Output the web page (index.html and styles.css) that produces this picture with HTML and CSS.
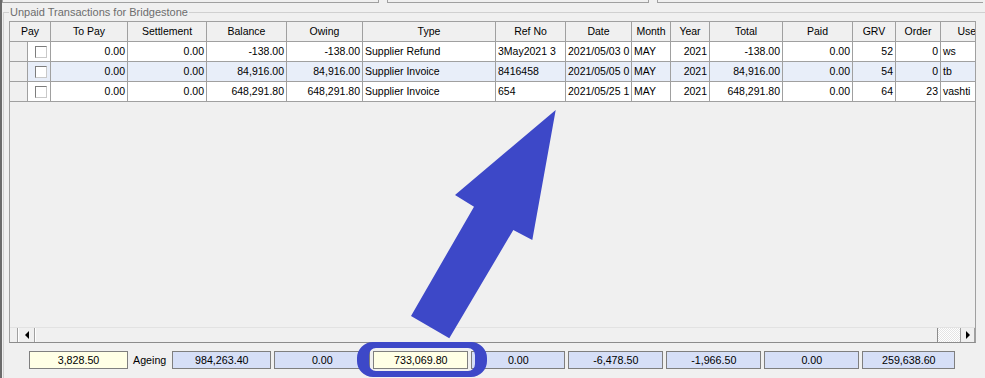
FILE: index.html
```html
<!DOCTYPE html>
<html>
<head>
<meta charset="utf-8">
<link rel="stylesheet" href="styles.css">
</head>
<body>
<div class="window">
  <div class="topbars">
    <div class="topbar tb1"></div>
    <div class="topbar tb2"></div>
    <div class="topbar tb3"></div>
  </div>
  <fieldset class="group">
    <legend class="group-title">Unpaid Transactions for Bridgestone</legend>
    <div class="grid">
      <div class="grid-body">
        <div class="tbl">
          <div class="c h span2">Pay</div>
          <div class="c h">To Pay</div>
          <div class="c h">Settlement</div>
          <div class="c h">Balance</div>
          <div class="c h">Owing</div>
          <div class="c h">Type</div>
          <div class="c h">Ref No</div>
          <div class="c h">Date</div>
          <div class="c h">Month</div>
          <div class="c h">Year</div>
          <div class="c h">Total</div>
          <div class="c h">Paid</div>
          <div class="c h">GRV</div>
          <div class="c h">Order</div>
          <div class="c h">User</div>

          <div class="c ind"></div>
          <div class="c chk"><span class="box"></span></div>
          <div class="c r">0.00</div>
          <div class="c r">0.00</div>
          <div class="c r">-138.00</div>
          <div class="c r">-138.00</div>
          <div class="c">Supplier Refund</div>
          <div class="c">3May2021 3</div>
          <div class="c">2021/05/03 0</div>
          <div class="c">MAY</div>
          <div class="c r">2021</div>
          <div class="c r">-138.00</div>
          <div class="c r">0.00</div>
          <div class="c r">52</div>
          <div class="c r">0</div>
          <div class="c">ws</div>

          <div class="c ind"></div>
          <div class="c chk sel"><span class="box"></span></div>
          <div class="c r sel">0.00</div>
          <div class="c r sel">0.00</div>
          <div class="c r sel">84,916.00</div>
          <div class="c r sel">84,916.00</div>
          <div class="c sel">Supplier Invoice</div>
          <div class="c sel">8416458</div>
          <div class="c sel">2021/05/05 0</div>
          <div class="c sel">MAY</div>
          <div class="c r sel">2021</div>
          <div class="c r sel">84,916.00</div>
          <div class="c r sel">0.00</div>
          <div class="c r sel">54</div>
          <div class="c r sel">0</div>
          <div class="c sel">tb</div>

          <div class="c ind"></div>
          <div class="c chk"><span class="box"></span></div>
          <div class="c r">0.00</div>
          <div class="c r">0.00</div>
          <div class="c r">648,291.80</div>
          <div class="c r">648,291.80</div>
          <div class="c">Supplier Invoice</div>
          <div class="c">654</div>
          <div class="c">2021/05/25 1</div>
          <div class="c">MAY</div>
          <div class="c r">2021</div>
          <div class="c r">648,291.80</div>
          <div class="c r">0.00</div>
          <div class="c r">64</div>
          <div class="c r">23</div>
          <div class="c">vashti</div>
        </div>
      </div>
      <div class="hscroll">
        <div class="hs-fixed"></div>
        <div class="hs-btn hs-left"></div>
        <div class="hs-thumb"></div>
        <div class="hs-track"></div>
        <div class="hs-btn hs-right"></div>
      </div>
    </div>
    <div class="totals">
      <div class="fld yellow w99">3,828.50</div>
      <span class="lbl">Ageing</span>
      <div class="fld blue w99">984,263.40</div>
      <div class="fld blue w96">0.00</div>
      <div class="fld yellow w95">733,069.80</div>
      <div class="fld blue w94">0.00</div>
      <div class="fld blue w95">-6,478.50</div>
      <div class="fld blue w95">-1,966.50</div>
      <div class="fld blue w95">0.00</div>
      <div class="fld blue w93">259,638.60</div>
    </div>
  </fieldset>

  <svg class="overlay" width="985" height="378" viewBox="0 0 985 378">
    <polygon fill="#3d48c8" points="555.7,110 532.3,240 513.3,230 449.3,338.3 411,316 474,206.7 455,195"/>
    <path fill="#3d48c8" fill-rule="evenodd" d="M373,342 H471 A16,16 0 0 1 487,358 V361 A16,16 0 0 1 471,377 H373 A16,16 0 0 1 357,361 V358 A16,16 0 0 1 373,342 Z M376,348 H468 A7,7 0 0 1 475,355 V364 A7,7 0 0 1 468,371 H376 A7,7 0 0 1 369,364 V355 A7,7 0 0 1 376,348 Z"/>
  </svg>
</div>
</body>
</html>
```
FILE: styles.css
```css
* { box-sizing: border-box; }
html, body { margin: 0; padding: 0; }
body {
  width: 985px;
  height: 378px;
  overflow: hidden;
  background: #f0f0f0;
  font-family: "Liberation Sans", Arial, sans-serif;
  font-size: 10.5px;
  color: #000;
}
.window {
  position: relative;
  height: 378px;
  overflow: hidden;
  border-left: 2px solid #6b6b6b;
}
.topbars {
  display: flex;
  gap: 8px;
  height: 3px;
}
.topbar {
  height: 3px;
  border: 1px solid #a0a0a0;
  border-top: 0;
  flex: none;
}
.tb1 { width: 377px; }
.tb2 { width: 262px; }
.tb3 { width: 326px; border-right: 0; }

.group {
  margin: 3px 0 0 1px;
  padding: 2px 0 0 5px;
  border: 1px solid #d0d0d0;
  border-right: 0;
  border-bottom: 0;
  width: 982px;
  height: 372px;
  min-inline-size: 0;
}
.group-title {
  padding: 0 1px;
  margin: 0;
  line-height: 13px;
  font-size: 11px;
  color: #6d6d6d;
}

.grid {
  width: 967px;
  height: 322px;
  border: 1px solid #a0a0a0;
  border-bottom-color: #8c8c8c;
  display: flex;
  flex-direction: column;
  overflow: hidden;
}
.grid-body {
  flex: 1;
  overflow: hidden;
}
.tbl {
  display: grid;
  grid-template-columns: 18px 23px 77px 79px 80px 76px 133px 70px 66px 39px 39px 73px 70px 43px 45px 56px;
  grid-auto-rows: 20px;
  width: max-content;
}
.c {
  border-right: 1px solid #a0a0a0;
  border-bottom: 1px solid #a0a0a0;
  background: #fff;
  padding: 0 2px 0 2px;
  white-space: nowrap;
  overflow: hidden;
  line-height: 19px;
}
.h {
  background: #f0f0f0;
  text-align: center;
  padding: 0 2px;
}
.span2 { grid-column: span 2; }
.r { text-align: right; }
.ind { background: #f0f0f0; }
.sel { background: #e8eef9; }
.chk {
  display: flex;
  align-items: center;
  padding-left: 7px;
}
.box {
  width: 12px;
  height: 12px;
  background: #fff;
  border: 1px solid #c9c9c9;
  border-top-color: #7d7d7d;
  border-left-color: #7d7d7d;
}

.hscroll {
  height: 15px;
  display: flex;
  flex: none;
  border-top: 1px solid #e2e2e2;
}
.hs-fixed {
  width: 8px;
  border-right: 1px solid #a0a0a0;
}
.hs-btn {
  display: flex;
  align-items: center;
  justify-content: center;
  background: #f0f0f0;
  border-right: 1px solid #a0a0a0;
  border-left: 1px solid #fff;
}
.hs-left { width: 17px; }
.hs-right { width: 15px; border-left: 1px solid #a0a0a0; }
.hs-left::before {
  content: "";
  border-right: 4px solid #000;
  border-top: 4px solid transparent;
  border-bottom: 4px solid transparent;
}
.hs-right::before {
  content: "";
  border-left: 4px solid #000;
  border-top: 4px solid transparent;
  border-bottom: 4px solid transparent;
}
.hs-thumb {
  width: 903px;
  flex: none;
  background: #f0f0f0;
  border-left: 1px solid #fff;
  border-right: 1px solid #8c8c8c;
}
.hs-track {
  flex: 1;
  background-color: #f4f4f4;
  background-image: repeating-conic-gradient(#ffffff 0 25%, #e4e4e4 0 50%);
  background-size: 2px 2px;
}

.totals {
  display: flex;
  align-items: center;
  gap: 3px;
  margin-top: 8px;
  padding-left: 20px;
  height: 18px;
  font-size: 10.7px;
}
.fld {
  flex: none;
  height: 18px;
  border: 1px solid #7f7f7f;
  text-align: center;
  line-height: 16px;
}
.yellow { background: #ffffe6; }
.blue { background: #d6dff7; }
.w99 { width: 99px; }
.w96 { width: 96px; }
.w95 { width: 95px; }
.w94 { width: 94px; }
.w93 { width: 93px; }
.lbl {
  margin: 0 3px 0 2px;
  line-height: 18px;
}

.overlay {
  position: absolute;
  left: -2px;
  top: 0;
  pointer-events: none;
}
```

• [GOAL]: Select all lines in the listing that include the word "styles".

• [RESULT]:
Output the web page (index.html and styles.css) that produces this picture with HTML and CSS.
<link rel="stylesheet" href="styles.css">
FILE: styles.css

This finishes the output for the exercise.